Data lines:

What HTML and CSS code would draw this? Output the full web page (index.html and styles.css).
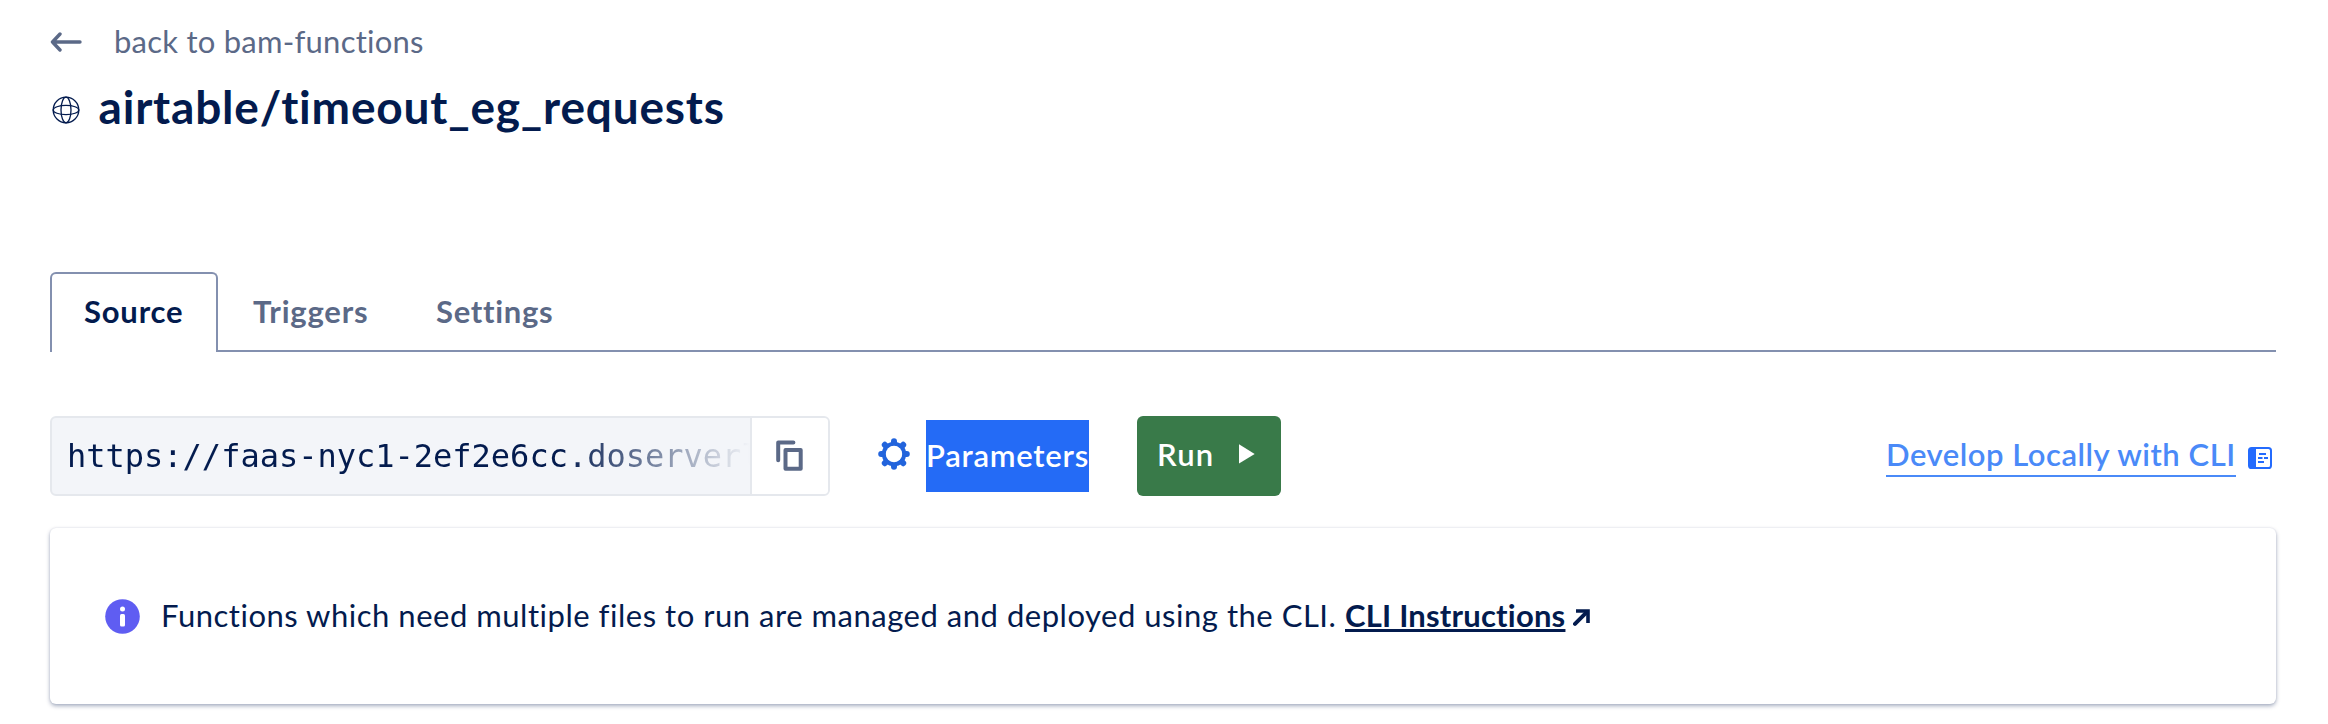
FILE: index.html
```html
<!DOCTYPE html>
<html lang="en">
<head>
<meta charset="utf-8">
<title>airtable/timeout_eg_requests</title>
<link rel="stylesheet" href="styles.css">
</head>
<body>
<main class="page">
  <a class="back">
    <svg class="back-icon" width="32" height="20" viewBox="0 0 32 20" fill="none" stroke="currentColor" stroke-width="3.4" stroke-linecap="round" stroke-linejoin="round"><path d="M30 10H2.500M10 2 2.500 10l7.500 8"/></svg>
    <span class="back-text">back to bam-functions</span>
  </a>
  <header class="title-row">
    <svg class="globe" width="28" height="28" viewBox="0 0 28 28" fill="none" stroke="currentColor" stroke-width="1.3"><circle cx="14" cy="14" r="12.8"/><ellipse cx="14" cy="14" rx="5" ry="12.8"/><ellipse cx="14" cy="14" rx="12.8" ry="4.6"/></svg>
    <h1 class="title">airtable/timeout_eg_requests</h1>
  </header>
  <nav class="tabs">
    <a class="tab tab-active">Source</a>
    <a class="tab tab-triggers">Triggers</a>
    <a class="tab tab-settings">Settings</a>
  </nav>
  <section class="toolbar">
    <div class="url-box">
      <div class="url">https://faas-nyc1-2ef2e6cc.doserverl</div>
      <button class="copy" aria-label="Copy">
        <svg width="28" height="32" viewBox="0 0 28 32" fill="none" stroke="currentColor" stroke-width="4" stroke-linejoin="round" stroke-linecap="round"><path d="M2.2 20.2V2.5h15.2"/><rect x="9.5" y="10" width="15.2" height="18.7"/></svg>
      </button>
    </div>
    <a class="params">
      <svg class="gear" width="32" height="32" viewBox="-16 -16 32 32"><circle r="10" fill="none" stroke="currentColor" stroke-width="4.4"/><path d="M0-12.8V-11M0 11v1.8M-12.8 0H-11M11 0h1.8M-9.2-9.2l1 1M8.2 8.2l1 1M-9.2 9.2l1-1M8.2-8.2l1-1" fill="none" stroke="currentColor" stroke-width="6" stroke-linecap="round"/><circle r="8.2" fill="#fff"/></svg>
      <span class="params-text">Parameters</span>
    </a>
    <button class="run"><span>Run</span><svg width="16" height="20" viewBox="0 0 16 20"><path d="M0 .3 15.7 10 0 19.5z" fill="#fff"/></svg></button>
    <a class="cli">
      <span class="cli-text">Develop Locally with CLI</span>
      <svg width="24" height="22" viewBox="0 0 24 22"><rect x="1" y="1" width="22" height="20" rx="2.6" fill="#fff" stroke="#246bfd" stroke-width="2"/><path d="M1 3.500A2.500 2.500 0 0 1 3.500 1H8v20H3.500A2.500 2.500 0 0 1 1 18.500z" fill="#246bfd"/><path d="M11 7h7M10 11h4.500M16 11h4M10 15h6" stroke="#246bfd" stroke-width="2"/></svg>
    </a>
  </section>
  <section class="card">
    <svg class="info" width="35" height="35" viewBox="0 0 35 35"><circle cx="17.500" cy="17.500" r="17.300" fill="#5f5df2"/><circle cx="17.500" cy="10" r="2.500" fill="#fff"/><rect x="15" y="15" width="5" height="12.500" rx="1.500" fill="#fff"/></svg>
    <p class="message"><span class="message-text">Functions which need multiple files to run are managed and deployed using the CLI.</span><a class="instructions">CLI Instructions</a><svg class="arrow" width="17" height="17" viewBox="0 0 17 17" fill="none" stroke="currentColor"><path d="M2 14.800 13 3.800" stroke-width="4" stroke-linecap="round"/><path d="M3 2h12v12" stroke-width="3.600"/></svg></p>
  </section>
</main>
</body>
</html>
```
FILE: styles.css
```css
* { box-sizing: border-box; }
body {
  margin: 0;
  background: #fff;
  color: #031b4e;
  font-family: Lato, "Liberation Sans", sans-serif;
  font-size: 31px;
}
svg { display: block; flex: none; }
button { border: 0; font: inherit; padding: 0; }
.page { height: 724px; padding: 21px 52px 0 50px; }

.back { display: flex; align-items: center; height: 40px; color: #5b6987; }
.back-icon { margin-top: 2px; }
.back-text { margin-left: 32px; letter-spacing: .24px; }

.title-row { display: flex; align-items: center; height: 60px; margin-top: 16px; }
.globe { margin: 6px 0 0 2px; }
.title { margin: 0 0 0 18.5px; font-size: 46px; font-weight: 700; line-height: 60px; letter-spacing: .8px; }

.tabs { display: flex; height: 80px; margin-top: 135px; font-weight: 700; line-height: 78px; }
.tabs::after { content: ""; flex: 1; border-bottom: 2px solid #8390af; }
.tab { color: #5b6987; border-bottom: 2px solid #8390af; letter-spacing: .8px; }
.tab-active {
  width: 168px;
  padding-left: 32px;
  color: #031b4e;
  border: 2px solid #8390af;
  border-bottom: 0;
  border-radius: 6px 6px 0 0;
  line-height: 74px;
}
.tab-triggers { width: 184px; padding-left: 35px; }
.tab-settings { width: 150px; padding-left: 34px; letter-spacing: .7px; }

.toolbar { display: flex; align-items: center; height: 80px; margin: 64px 0 32px; }
.url-box { display: flex; width: 780px; height: 80px; border: 2px solid #e5e8ed; border-radius: 6px; background: #f3f5f9; overflow: hidden; }
.url {
  width: 698px;
  padding-left: 15px;
  overflow: hidden;
  white-space: nowrap;
  font: 32px/76px "DejaVu Sans Mono", monospace;
  color: transparent;
  background: linear-gradient(90deg, #031b4e 510px, rgba(3, 27, 78, 0) 698px);
  -webkit-background-clip: text;
  background-clip: text;
}
.copy { display: flex; justify-content: center; align-items: center; width: 78px; border-left: 2px solid #e5e8ed; background: #fff; color: #5b6987; }

.params { display: flex; align-items: center; margin-left: 48px; }
.gear { color: #2264dc; margin-top: -4px; }
.params-text { margin-left: 16px; width: 163px; height: 72px; line-height: 70px; background: #246bf6; color: #fff; font-weight: 600; letter-spacing: .75px; }
.run { display: flex; align-items: center; width: 144px; height: 80px; margin-left: 48px; padding: 0 0 4px 20px; border-radius: 6px; background: #397a49; color: #fff; font-weight: 600; letter-spacing: 1.200px; }
.run svg { margin-left: 25px; }
.cli { display: flex; align-items: center; margin: -1px 4px 0 auto; color: #4a8af8; font-weight: 600; }
.cli-text { width: 350px; height: 43px; line-height: 41px; white-space: nowrap; border-bottom: 2px solid #4a8af8; letter-spacing: .52px; }
.cli svg { margin: 5px 0 0 12px; }

.card {
  display: flex;
  align-items: center;
  height: 176px;
  padding: 0 55px;
  border-radius: 6px;
  background: #fff;
  box-shadow: 0 2px 4px rgba(3, 27, 78, .35), 0 0 2px rgba(3, 27, 78, .1);
}
.message { display: flex; align-items: center; margin: -3px 0 0 21px; white-space: nowrap; }
.message-text { width: 1184px; letter-spacing: .52px; }
.instructions { font-weight: 700; letter-spacing: .2px; text-decoration: underline; text-decoration-thickness: 3px; text-underline-offset: 2px; text-decoration-skip-ink: none; }
.arrow { margin: 6px 0 0 8px; }
```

What you will do: Omit each picture, then return all of the listing exactly as it stands.

Solution below:
What HTML and CSS code would draw this? Output the full web page (index.html and styles.css).
FILE: index.html
```html
<!DOCTYPE html>
<html lang="en">
<head>
<meta charset="utf-8">
<title>airtable/timeout_eg_requests</title>
<link rel="stylesheet" href="styles.css">
</head>
<body>
<main class="page">
  <a class="back">
    <svg class="back-icon" width="32" height="20" viewBox="0 0 32 20" fill="none" stroke="currentColor" stroke-width="3.4" stroke-linecap="round" stroke-linejoin="round"><path d="M30 10H2.500M10 2 2.500 10l7.500 8"/></svg>
    <span class="back-text">back to bam-functions</span>
  </a>
  <header class="title-row">
    <svg class="globe" width="28" height="28" viewBox="0 0 28 28" fill="none" stroke="currentColor" stroke-width="1.3"><circle cx="14" cy="14" r="12.8"/><ellipse cx="14" cy="14" rx="5" ry="12.8"/><ellipse cx="14" cy="14" rx="12.8" ry="4.6"/></svg>
    <h1 class="title">airtable/timeout_eg_requests</h1>
  </header>
  <nav class="tabs">
    <a class="tab tab-active">Source</a>
    <a class="tab tab-triggers">Triggers</a>
    <a class="tab tab-settings">Settings</a>
  </nav>
  <section class="toolbar">
    <div class="url-box">
      <div class="url">https://faas-nyc1-2ef2e6cc.doserverl</div>
      <button class="copy" aria-label="Copy">
        <svg width="28" height="32" viewBox="0 0 28 32" fill="none" stroke="currentColor" stroke-width="4" stroke-linejoin="round" stroke-linecap="round"><path d="M2.2 20.2V2.5h15.2"/><rect x="9.5" y="10" width="15.2" height="18.7"/></svg>
      </button>
    </div>
    <a class="params">
      <svg class="gear" width="32" height="32" viewBox="-16 -16 32 32"><circle r="10" fill="none" stroke="currentColor" stroke-width="4.4"/><path d="M0-12.8V-11M0 11v1.8M-12.8 0H-11M11 0h1.8M-9.2-9.2l1 1M8.2 8.2l1 1M-9.2 9.2l1-1M8.2-8.2l1-1" fill="none" stroke="currentColor" stroke-width="6" stroke-linecap="round"/><circle r="8.2" fill="#fff"/></svg>
      <span class="params-text">Parameters</span>
    </a>
    <button class="run"><span>Run</span><svg width="16" height="20" viewBox="0 0 16 20"><path d="M0 .3 15.7 10 0 19.5z" fill="#fff"/></svg></button>
    <a class="cli">
      <span class="cli-text">Develop Locally with CLI</span>
      <svg width="24" height="22" viewBox="0 0 24 22"><rect x="1" y="1" width="22" height="20" rx="2.6" fill="#fff" stroke="#246bfd" stroke-width="2"/><path d="M1 3.500A2.500 2.500 0 0 1 3.500 1H8v20H3.500A2.500 2.500 0 0 1 1 18.500z" fill="#246bfd"/><path d="M11 7h7M10 11h4.500M16 11h4M10 15h6" stroke="#246bfd" stroke-width="2"/></svg>
    </a>
  </section>
  <section class="card">
    <svg class="info" width="35" height="35" viewBox="0 0 35 35"><circle cx="17.500" cy="17.500" r="17.300" fill="#5f5df2"/><circle cx="17.500" cy="10" r="2.500" fill="#fff"/><rect x="15" y="15" width="5" height="12.500" rx="1.500" fill="#fff"/></svg>
    <p class="message"><span class="message-text">Functions which need multiple files to run are managed and deployed using the CLI.</span><a class="instructions">CLI Instructions</a><svg class="arrow" width="17" height="17" viewBox="0 0 17 17" fill="none" stroke="currentColor"><path d="M2 14.800 13 3.800" stroke-width="4" stroke-linecap="round"/><path d="M3 2h12v12" stroke-width="3.600"/></svg></p>
  </section>
</main>
</body>
</html>
```
FILE: styles.css
```css
* { box-sizing: border-box; }
body {
  margin: 0;
  background: #fff;
  color: #031b4e;
  font-family: Lato, "Liberation Sans", sans-serif;
  font-size: 31px;
}
svg { display: block; flex: none; }
button { border: 0; font: inherit; padding: 0; }
.page { height: 724px; padding: 21px 52px 0 50px; }

.back { display: flex; align-items: center; height: 40px; color: #5b6987; }
.back-icon { margin-top: 2px; }
.back-text { margin-left: 32px; letter-spacing: .24px; }

.title-row { display: flex; align-items: center; height: 60px; margin-top: 16px; }
.globe { margin: 6px 0 0 2px; }
.title { margin: 0 0 0 18.5px; font-size: 46px; font-weight: 700; line-height: 60px; letter-spacing: .8px; }

.tabs { display: flex; height: 80px; margin-top: 135px; font-weight: 700; line-height: 78px; }
.tabs::after { content: ""; flex: 1; border-bottom: 2px solid #8390af; }
.tab { color: #5b6987; border-bottom: 2px solid #8390af; letter-spacing: .8px; }
.tab-active {
  width: 168px;
  padding-left: 32px;
  color: #031b4e;
  border: 2px solid #8390af;
  border-bottom: 0;
  border-radius: 6px 6px 0 0;
  line-height: 74px;
}
.tab-triggers { width: 184px; padding-left: 35px; }
.tab-settings { width: 150px; padding-left: 34px; letter-spacing: .7px; }

.toolbar { display: flex; align-items: center; height: 80px; margin: 64px 0 32px; }
.url-box { display: flex; width: 780px; height: 80px; border: 2px solid #e5e8ed; border-radius: 6px; background: #f3f5f9; overflow: hidden; }
.url {
  width: 698px;
  padding-left: 15px;
  overflow: hidden;
  white-space: nowrap;
  font: 32px/76px "DejaVu Sans Mono", monospace;
  color: transparent;
  background: linear-gradient(90deg, #031b4e 510px, rgba(3, 27, 78, 0) 698px);
  -webkit-background-clip: text;
  background-clip: text;
}
.copy { display: flex; justify-content: center; align-items: center; width: 78px; border-left: 2px solid #e5e8ed; background: #fff; color: #5b6987; }

.params { display: flex; align-items: center; margin-left: 48px; }
.gear { color: #2264dc; margin-top: -4px; }
.params-text { margin-left: 16px; width: 163px; height: 72px; line-height: 70px; background: #246bf6; color: #fff; font-weight: 600; letter-spacing: .75px; }
.run { display: flex; align-items: center; width: 144px; height: 80px; margin-left: 48px; padding: 0 0 4px 20px; border-radius: 6px; background: #397a49; color: #fff; font-weight: 600; letter-spacing: 1.200px; }
.run svg { margin-left: 25px; }
.cli { display: flex; align-items: center; margin: -1px 4px 0 auto; color: #4a8af8; font-weight: 600; }
.cli-text { width: 350px; height: 43px; line-height: 41px; white-space: nowrap; border-bottom: 2px solid #4a8af8; letter-spacing: .52px; }
.cli svg { margin: 5px 0 0 12px; }

.card {
  display: flex;
  align-items: center;
  height: 176px;
  padding: 0 55px;
  border-radius: 6px;
  background: #fff;
  box-shadow: 0 2px 4px rgba(3, 27, 78, .35), 0 0 2px rgba(3, 27, 78, .1);
}
.message { display: flex; align-items: center; margin: -3px 0 0 21px; white-space: nowrap; }
.message-text { width: 1184px; letter-spacing: .52px; }
.instructions { font-weight: 700; letter-spacing: .2px; text-decoration: underline; text-decoration-thickness: 3px; text-underline-offset: 2px; text-decoration-skip-ink: none; }
.arrow { margin: 6px 0 0 8px; }
```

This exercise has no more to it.